--- Start SOURCE EXCERPT ---

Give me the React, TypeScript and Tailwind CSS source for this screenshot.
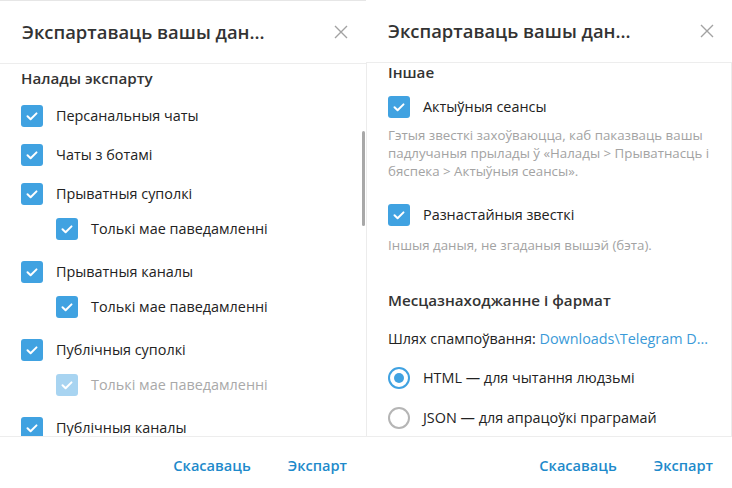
import React from 'react'

const font = { fontFamily: '"Open Sans", "Noto Sans", sans-serif' }

function CloseIcon() {
  return (
    <svg width="14" height="14" viewBox="0 0 14 14" className="text-[#a2a2a2]">
      <path d="M1 1 L13 13 M13 1 L1 13" stroke="currentColor" strokeWidth="1.4" fill="none" />
    </svg>
  )
}

function Check({ faded = false }: { faded?: boolean }) {
  return (
    <div className={`flex h-[22px] w-[22px] shrink-0 items-center justify-center rounded-[3px] ${faded ? 'bg-[#a8d4f1]' : 'bg-[#40a2e1]'}`}>
      <svg width="22" height="22" viewBox="0 0 22 22">
        <path d="M6.5 11.3 L9.6 14.3 L15.5 8.4" stroke="#fff" strokeWidth="2" fill="none" strokeLinecap="round" strokeLinejoin="round" />
      </svg>
    </div>
  )
}

function Radio({ on }: { on: boolean }) {
  return on ? (
    <div className="flex h-[22px] w-[22px] shrink-0 items-center justify-center rounded-full border-2 border-[#40a2e1]">
      <div className="h-[10px] w-[10px] rounded-full bg-[#40a2e1]" />
    </div>
  ) : (
    <div className="h-[22px] w-[22px] shrink-0 rounded-full border-2 border-[#b5b5b5]" />
  )
}

function Header() {
  return (
    <div className="flex h-[63px] shrink-0 items-center justify-between border-b border-[#ededed] pl-[22px] pr-[18px]">
      <span className="text-[18.4px] font-semibold text-[#333]">Экспартаваць вашы дан...</span>
      <CloseIcon />
    </div>
  )
}

function Footer() {
  return (
    <div className="flex h-[52px] shrink-0 items-center justify-end gap-[37px] border-t border-[#ededed] pt-[7px] pr-[19px] text-[14.6px] font-semibold text-[#1e8acb]">
      <span>Скасаваць</span>
      <span>Экспарт</span>
    </div>
  )
}

function Row({ label, sub = false, faded = false }: { label: string; sub?: boolean; faded?: boolean }) {
  return (
    <div className={`flex items-center gap-[13px] ${sub ? 'mb-[8px] h-[31px] pl-[35px]' : 'h-[39px]'}`}>
      <Check faded={faded} />
      <span className={`text-[14.4px] ${faded ? 'text-[#a9a9a9]' : 'text-[#222]'}`}>{label}</span>
    </div>
  )
}

function LeftPanel() {
  return (
    <div className="relative flex h-[488px] w-[366px] flex-col border-t border-[#e6e6e6] bg-white">
      <Header />
      <div className="flex-1 overflow-hidden pl-[21px]">
        <div className="flex h-[29px] items-center text-[15.2px] font-semibold text-[#333]">Налады экспарту</div>
        <div className="pt-[3.5px]">
          <Row label="Персанальныя чаты" />
          <Row label="Чаты з ботамі" />
          <Row label="Прыватныя суполкі" />
          <Row label="Толькі мае паведамленні" sub />
          <Row label="Прыватныя каналы" />
          <Row label="Толькі мае паведамленні" sub />
          <Row label="Публічныя суполкі" />
          <Row label="Толькі мае паведамленні" sub faded />
          <Row label="Публічныя каналы" />
        </div>
      </div>
      <Footer />
      {/* scrollbar thumb */}
      <div className="absolute right-[1px] top-[130px] h-[95px] w-[3px] rounded-full bg-[#a8a8a8]" />
    </div>
  )
}

function RightPanel() {
  return (
    <div className="flex h-[488px] w-[366px] flex-col bg-white">
      <Header />
      <div className="flex-1 overflow-hidden border-l border-r border-[#ececec] pl-[21px] pr-[10px]">
        <div className="h-[18px] text-[15.2px] font-semibold leading-[18px] text-[#333]">Іншае</div>
        <div className="mt-[15px] flex items-center gap-[13px]">
          <Check />
          <span className="text-[14.4px] text-[#222]">Актыўныя сеансы</span>
        </div>
        <p className="mt-[8px] text-[13.3px] leading-[18px] text-[#a3a3a3]">
          Гэтыя звесткі захоўваюцца, каб паказваць вашы падлучаныя прылады ў «Налады &gt; Прыватнасць і бяспека &gt; Актыўныя сеансы».
        </p>
        <div className="mt-[24px] flex items-center gap-[13px]">
          <Check />
          <span className="text-[14.4px] text-[#222]">Разнастайныя звесткі</span>
        </div>
        <p className="mt-[10px] text-[13.3px] leading-[18px] text-[#a3a3a3]">Іншыя даныя, не згаданыя вышэй (бэта).</p>
        <div className="mt-[36px] flex h-[20px] items-center text-[15.2px] font-semibold text-[#333]">Месцазнаходжанне і фармат</div>
        <div className="mt-[19px] flex h-[20px] items-center whitespace-nowrap text-[14.4px] text-[#222]">
          Шлях спампоўвання:&nbsp;<span className="text-[#3a9ad8]">{'Downloads\\Telegram D...'}</span>
        </div>
        <div className="mt-[18px] flex items-center gap-[13px]">
          <Radio on />
          <span className="text-[14.4px] text-[#222]">HTML — для чытання людзьмі</span>
        </div>
        <div className="mt-[17.5px] flex items-center gap-[13px]">
          <Radio on={false} />
          <span className="text-[14.4px] text-[#222]">JSON — для апрацоўкі праграмай</span>
        </div>
      </div>
      <Footer />
    </div>
  )
}

export default function App() {
  return (
    <div className="flex h-[488px] w-[732px] overflow-hidden bg-white" style={font}>
      <LeftPanel />
      <RightPanel />
    </div>
  )
}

--- End SOURCE EXCERPT ---

→ GOAL
Copy the listing word for word, excluding its pictures.

→ ANSWER TO THIS EXERCISE
Give me the React, TypeScript and Tailwind CSS source for this screenshot.
import React from 'react'

const font = { fontFamily: '"Open Sans", "Noto Sans", sans-serif' }

function CloseIcon() {
  return (
    <svg width="14" height="14" viewBox="0 0 14 14" className="text-[#a2a2a2]">
      <path d="M1 1 L13 13 M13 1 L1 13" stroke="currentColor" strokeWidth="1.4" fill="none" />
    </svg>
  )
}

function Check({ faded = false }: { faded?: boolean }) {
  return (
    <div className={`flex h-[22px] w-[22px] shrink-0 items-center justify-center rounded-[3px] ${faded ? 'bg-[#a8d4f1]' : 'bg-[#40a2e1]'}`}>
      <svg width="22" height="22" viewBox="0 0 22 22">
        <path d="M6.5 11.3 L9.6 14.3 L15.5 8.4" stroke="#fff" strokeWidth="2" fill="none" strokeLinecap="round" strokeLinejoin="round" />
      </svg>
    </div>
  )
}

function Radio({ on }: { on: boolean }) {
  return on ? (
    <div className="flex h-[22px] w-[22px] shrink-0 items-center justify-center rounded-full border-2 border-[#40a2e1]">
      <div className="h-[10px] w-[10px] rounded-full bg-[#40a2e1]" />
    </div>
  ) : (
    <div className="h-[22px] w-[22px] shrink-0 rounded-full border-2 border-[#b5b5b5]" />
  )
}

function Header() {
  return (
    <div className="flex h-[63px] shrink-0 items-center justify-between border-b border-[#ededed] pl-[22px] pr-[18px]">
      <span className="text-[18.4px] font-semibold text-[#333]">Экспартаваць вашы дан...</span>
      <CloseIcon />
    </div>
  )
}

function Footer() {
  return (
    <div className="flex h-[52px] shrink-0 items-center justify-end gap-[37px] border-t border-[#ededed] pt-[7px] pr-[19px] text-[14.6px] font-semibold text-[#1e8acb]">
      <span>Скасаваць</span>
      <span>Экспарт</span>
    </div>
  )
}

function Row({ label, sub = false, faded = false }: { label: string; sub?: boolean; faded?: boolean }) {
  return (
    <div className={`flex items-center gap-[13px] ${sub ? 'mb-[8px] h-[31px] pl-[35px]' : 'h-[39px]'}`}>
      <Check faded={faded} />
      <span className={`text-[14.4px] ${faded ? 'text-[#a9a9a9]' : 'text-[#222]'}`}>{label}</span>
    </div>
  )
}

function LeftPanel() {
  return (
    <div className="relative flex h-[488px] w-[366px] flex-col border-t border-[#e6e6e6] bg-white">
      <Header />
      <div className="flex-1 overflow-hidden pl-[21px]">
        <div className="flex h-[29px] items-center text-[15.2px] font-semibold text-[#333]">Налады экспарту</div>
        <div className="pt-[3.5px]">
          <Row label="Персанальныя чаты" />
          <Row label="Чаты з ботамі" />
          <Row label="Прыватныя суполкі" />
          <Row label="Толькі мае паведамленні" sub />
          <Row label="Прыватныя каналы" />
          <Row label="Толькі мае паведамленні" sub />
          <Row label="Публічныя суполкі" />
          <Row label="Толькі мае паведамленні" sub faded />
          <Row label="Публічныя каналы" />
        </div>
      </div>
      <Footer />
      {/* scrollbar thumb */}
      <div className="absolute right-[1px] top-[130px] h-[95px] w-[3px] rounded-full bg-[#a8a8a8]" />
    </div>
  )
}

function RightPanel() {
  return (
    <div className="flex h-[488px] w-[366px] flex-col bg-white">
      <Header />
      <div className="flex-1 overflow-hidden border-l border-r border-[#ececec] pl-[21px] pr-[10px]">
        <div className="h-[18px] text-[15.2px] font-semibold leading-[18px] text-[#333]">Іншае</div>
        <div className="mt-[15px] flex items-center gap-[13px]">
          <Check />
          <span className="text-[14.4px] text-[#222]">Актыўныя сеансы</span>
        </div>
        <p className="mt-[8px] text-[13.3px] leading-[18px] text-[#a3a3a3]">
          Гэтыя звесткі захоўваюцца, каб паказваць вашы падлучаныя прылады ў «Налады &gt; Прыватнасць і бяспека &gt; Актыўныя сеансы».
        </p>
        <div className="mt-[24px] flex items-center gap-[13px]">
          <Check />
          <span className="text-[14.4px] text-[#222]">Разнастайныя звесткі</span>
        </div>
        <p className="mt-[10px] text-[13.3px] leading-[18px] text-[#a3a3a3]">Іншыя даныя, не згаданыя вышэй (бэта).</p>
        <div className="mt-[36px] flex h-[20px] items-center text-[15.2px] font-semibold text-[#333]">Месцазнаходжанне і фармат</div>
        <div className="mt-[19px] flex h-[20px] items-center whitespace-nowrap text-[14.4px] text-[#222]">
          Шлях спампоўвання:&nbsp;<span className="text-[#3a9ad8]">{'Downloads\\Telegram D...'}</span>
        </div>
        <div className="mt-[18px] flex items-center gap-[13px]">
          <Radio on />
          <span className="text-[14.4px] text-[#222]">HTML — для чытання людзьмі</span>
        </div>
        <div className="mt-[17.5px] flex items-center gap-[13px]">
          <Radio on={false} />
          <span className="text-[14.4px] text-[#222]">JSON — для апрацоўкі праграмай</span>
        </div>
      </div>
      <Footer />
    </div>
  )
}

export default function App() {
  return (
    <div className="flex h-[488px] w-[732px] overflow-hidden bg-white" style={font}>
      <LeftPanel />
      <RightPanel />
    </div>
  )
}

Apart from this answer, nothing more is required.